* Begin Input material *

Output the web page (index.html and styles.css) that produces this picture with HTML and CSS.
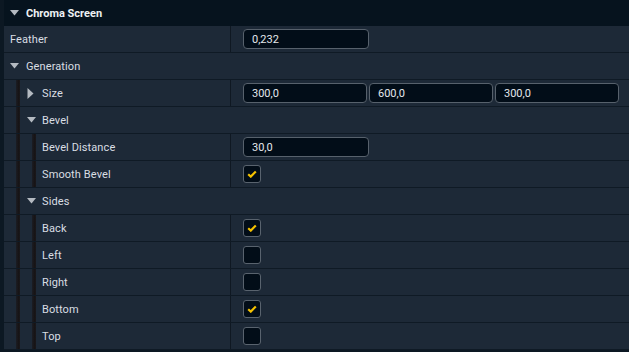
FILE: index.html
```html
<!DOCTYPE html>
<html lang="en">
<head>
    <meta charset="UTF-8">
    <meta name="viewport" content="width=device-width, initial-scale=1.0">
    <title>Chroma Screen</title>
    <link rel="stylesheet" href="styles.css">
</head>
<body>
    <div class="panel">
        <div class="header">
            <span class="arrow"><svg width="9" height="6" viewBox="0 0 9 6"><path d="M0 0 H9 L4.5 5.5 Z" fill="#b4bac1"/></svg></span>
            Chroma Screen
        </div>

        <div class="row">
            <div class="label lvl0">Feather</div>
            <div class="value"><input class="field single" type="text" value="0,232"></div>
        </div>

        <div class="row group">
            <div class="label lvl0 head">
                <span class="arrow"><svg width="9" height="6" viewBox="0 0 9 6"><path d="M0 0 H9 L4.5 5.5 Z" fill="#b4bac1"/></svg></span>
                Generation
            </div>
        </div>

        <div class="row">
            <div class="label lvl1 head">
                <span class="arrow"><svg width="7" height="11" viewBox="0 0 7 11"><path d="M0.5 0 L6.5 5.5 L0.5 11 Z" fill="#b4bac1"/></svg></span>
                Size
            </div>
            <div class="value">
                <div class="triple">
                    <input class="field" type="text" value="300,0">
                    <input class="field" type="text" value="600,0">
                    <input class="field" type="text" value="300,0">
                </div>
            </div>
        </div>

        <div class="row group">
            <div class="label lvl1 head">
                <span class="arrow"><svg width="9" height="6" viewBox="0 0 9 6"><path d="M0 0 H9 L4.5 5.5 Z" fill="#b4bac1"/></svg></span>
                Bevel
            </div>
        </div>

        <div class="row">
            <div class="label lvl2">Bevel Distance</div>
            <div class="value"><input class="field single" type="text" value="30,0"></div>
        </div>

        <div class="row">
            <div class="label lvl2">Smooth Bevel</div>
            <div class="value"><span class="check on"><svg width="10" height="8" viewBox="0 0 10 8"><path d="M1.2 4.2 L3.8 6.6 L8.8 1.4" fill="none" stroke="#f5c200" stroke-width="2.2"/></svg></span></div>
        </div>

        <div class="row group">
            <div class="label lvl1 head">
                <span class="arrow"><svg width="9" height="6" viewBox="0 0 9 6"><path d="M0 0 H9 L4.5 5.5 Z" fill="#b4bac1"/></svg></span>
                Sides
            </div>
        </div>

        <div class="row">
            <div class="label lvl2">Back</div>
            <div class="value"><span class="check on"><svg width="10" height="8" viewBox="0 0 10 8"><path d="M1.2 4.2 L3.8 6.6 L8.8 1.4" fill="none" stroke="#f5c200" stroke-width="2.2"/></svg></span></div>
        </div>
        <div class="row">
            <div class="label lvl2">Left</div>
            <div class="value"><span class="check"></span></div>
        </div>
        <div class="row">
            <div class="label lvl2">Right</div>
            <div class="value"><span class="check"></span></div>
        </div>
        <div class="row">
            <div class="label lvl2">Bottom</div>
            <div class="value"><span class="check on"><svg width="10" height="8" viewBox="0 0 10 8"><path d="M1.2 4.2 L3.8 6.6 L8.8 1.4" fill="none" stroke="#f5c200" stroke-width="2.2"/></svg></span></div>
        </div>
        <div class="row">
            <div class="label lvl2">Top</div>
            <div class="value"><span class="check"></span></div>
        </div>
    </div>
</body>
</html>
```

FILE: styles.css
```css
body {
    margin: 0;
    background-color: #0c1823;
    font-family: Roboto, "Noto Sans", sans-serif;
    font-size: 11px;
    color: #d9dee3;
    height: 352px;
    overflow: hidden;
}

.panel {
    margin-left: 4px;
}

.header {
    height: 26px;
    display: flex;
    align-items: center;
    padding-left: 6px;
    background-color: #06131e;
    color: #eef1f4;
    font-weight: bold;
}

.arrow {
    width: 16px;
    display: flex;
    align-items: center;
    padding-left: 0;
}

.row {
    height: 26px;
    display: flex;
    border-bottom: 1px solid #0f1a25;
    background-color: #1d2937;
}

.label {
    width: 226px;
    flex-shrink: 0;
    display: flex;
    align-items: center;
    box-sizing: border-box;
    letter-spacing: 0.1px;
}

.group .label {
    width: auto;
}

.lvl0 {
    padding-left: 6px;
}
.lvl1 {
    padding-left: 22px;
    background: linear-gradient(to right, transparent 12px, #1b1d24 12px, #161213 15px, #1b1b20 16px, transparent 16px);
}
.lvl1.head .arrow {
    padding-left: 1px;
    width: 15px;
}
.lvl2 {
    padding-left: 38px;
    background: linear-gradient(to right, transparent 12px, #1b1d24 12px, #161213 15px, #1b1b20 16px, transparent 16px,
        transparent 28px, #1b1d24 28px, #161213 31px, #1b1b20 32px, transparent 32px);
}

.value {
    flex: 1;
    display: flex;
    align-items: center;
    padding-left: 12px;
    border-left: 1px solid #0f1822;
}

.field {
    box-sizing: border-box;
    height: 20px;
    width: 124px;
    margin: 0;
    padding: 0 8px;
    background-color: #020d18;
    border: 1px solid #57616c;
    border-radius: 4px;
    color: #e4e8ec;
    font-family: Roboto, "Noto Sans", sans-serif;
    font-size: 11px;
    outline: none;
}
.field.single {
    width: 126px;
}

.triple {
    display: flex;
    gap: 2px;
}

.check {
    box-sizing: border-box;
    width: 18px;
    height: 18px;
    background-color: #020d18;
    border: 1.5px solid #59636e;
    border-radius: 3px;
    display: flex;
    align-items: center;
    justify-content: center;
}
```
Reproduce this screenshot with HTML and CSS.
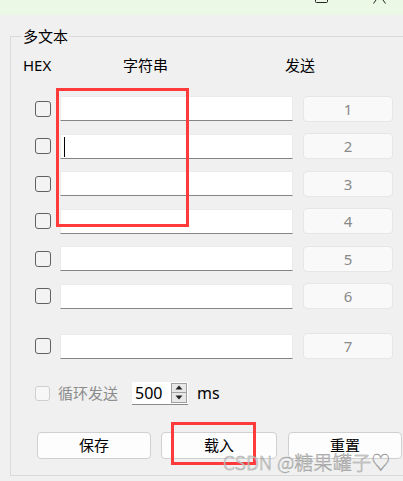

* End Input material *

* **Instructions for the task**
Quote every record above exactly, omitting any pictures they contain.

* **Solution to the problem**
Output the web page (index.html and styles.css) that produces this picture with HTML and CSS.
FILE: index.html
```html
<!DOCTYPE html>
<html lang="en">
<head>
    <meta charset="UTF-8">
    <meta name="viewport" content="width=device-width, initial-scale=1.0">
    <title>Chroma Screen</title>
    <link rel="stylesheet" href="styles.css">
</head>
<body>
    <div class="panel">
        <div class="header">
            <span class="arrow"><svg width="9" height="6" viewBox="0 0 9 6"><path d="M0 0 H9 L4.5 5.5 Z" fill="#b4bac1"/></svg></span>
            Chroma Screen
        </div>

        <div class="row">
            <div class="label lvl0">Feather</div>
            <div class="value"><input class="field single" type="text" value="0,232"></div>
        </div>

        <div class="row group">
            <div class="label lvl0 head">
                <span class="arrow"><svg width="9" height="6" viewBox="0 0 9 6"><path d="M0 0 H9 L4.5 5.5 Z" fill="#b4bac1"/></svg></span>
                Generation
            </div>
        </div>

        <div class="row">
            <div class="label lvl1 head">
                <span class="arrow"><svg width="7" height="11" viewBox="0 0 7 11"><path d="M0.5 0 L6.5 5.5 L0.5 11 Z" fill="#b4bac1"/></svg></span>
                Size
            </div>
            <div class="value">
                <div class="triple">
                    <input class="field" type="text" value="300,0">
                    <input class="field" type="text" value="600,0">
                    <input class="field" type="text" value="300,0">
                </div>
            </div>
        </div>

        <div class="row group">
            <div class="label lvl1 head">
                <span class="arrow"><svg width="9" height="6" viewBox="0 0 9 6"><path d="M0 0 H9 L4.5 5.5 Z" fill="#b4bac1"/></svg></span>
                Bevel
            </div>
        </div>

        <div class="row">
            <div class="label lvl2">Bevel Distance</div>
            <div class="value"><input class="field single" type="text" value="30,0"></div>
        </div>

        <div class="row">
            <div class="label lvl2">Smooth Bevel</div>
            <div class="value"><span class="check on"><svg width="10" height="8" viewBox="0 0 10 8"><path d="M1.2 4.2 L3.8 6.6 L8.8 1.4" fill="none" stroke="#f5c200" stroke-width="2.2"/></svg></span></div>
        </div>

        <div class="row group">
            <div class="label lvl1 head">
                <span class="arrow"><svg width="9" height="6" viewBox="0 0 9 6"><path d="M0 0 H9 L4.5 5.5 Z" fill="#b4bac1"/></svg></span>
                Sides
            </div>
        </div>

        <div class="row">
            <div class="label lvl2">Back</div>
            <div class="value"><span class="check on"><svg width="10" height="8" viewBox="0 0 10 8"><path d="M1.2 4.2 L3.8 6.6 L8.8 1.4" fill="none" stroke="#f5c200" stroke-width="2.2"/></svg></span></div>
        </div>
        <div class="row">
            <div class="label lvl2">Left</div>
            <div class="value"><span class="check"></span></div>
        </div>
        <div class="row">
            <div class="label lvl2">Right</div>
            <div class="value"><span class="check"></span></div>
        </div>
        <div class="row">
            <div class="label lvl2">Bottom</div>
            <div class="value"><span class="check on"><svg width="10" height="8" viewBox="0 0 10 8"><path d="M1.2 4.2 L3.8 6.6 L8.8 1.4" fill="none" stroke="#f5c200" stroke-width="2.2"/></svg></span></div>
        </div>
        <div class="row">
            <div class="label lvl2">Top</div>
            <div class="value"><span class="check"></span></div>
        </div>
    </div>
</body>
</html>
```

FILE: styles.css
```css
body {
    margin: 0;
    background-color: #0c1823;
    font-family: Roboto, "Noto Sans", sans-serif;
    font-size: 11px;
    color: #d9dee3;
    height: 352px;
    overflow: hidden;
}

.panel {
    margin-left: 4px;
}

.header {
    height: 26px;
    display: flex;
    align-items: center;
    padding-left: 6px;
    background-color: #06131e;
    color: #eef1f4;
    font-weight: bold;
}

.arrow {
    width: 16px;
    display: flex;
    align-items: center;
    padding-left: 0;
}

.row {
    height: 26px;
    display: flex;
    border-bottom: 1px solid #0f1a25;
    background-color: #1d2937;
}

.label {
    width: 226px;
    flex-shrink: 0;
    display: flex;
    align-items: center;
    box-sizing: border-box;
    letter-spacing: 0.1px;
}

.group .label {
    width: auto;
}

.lvl0 {
    padding-left: 6px;
}
.lvl1 {
    padding-left: 22px;
    background: linear-gradient(to right, transparent 12px, #1b1d24 12px, #161213 15px, #1b1b20 16px, transparent 16px);
}
.lvl1.head .arrow {
    padding-left: 1px;
    width: 15px;
}
.lvl2 {
    padding-left: 38px;
    background: linear-gradient(to right, transparent 12px, #1b1d24 12px, #161213 15px, #1b1b20 16px, transparent 16px,
        transparent 28px, #1b1d24 28px, #161213 31px, #1b1b20 32px, transparent 32px);
}

.value {
    flex: 1;
    display: flex;
    align-items: center;
    padding-left: 12px;
    border-left: 1px solid #0f1822;
}

.field {
    box-sizing: border-box;
    height: 20px;
    width: 124px;
    margin: 0;
    padding: 0 8px;
    background-color: #020d18;
    border: 1px solid #57616c;
    border-radius: 4px;
    color: #e4e8ec;
    font-family: Roboto, "Noto Sans", sans-serif;
    font-size: 11px;
    outline: none;
}
.field.single {
    width: 126px;
}

.triple {
    display: flex;
    gap: 2px;
}

.check {
    box-sizing: border-box;
    width: 18px;
    height: 18px;
    background-color: #020d18;
    border: 1.5px solid #59636e;
    border-radius: 3px;
    display: flex;
    align-items: center;
    justify-content: center;
}
```
Reproduce this screenshot with HTML and CSS.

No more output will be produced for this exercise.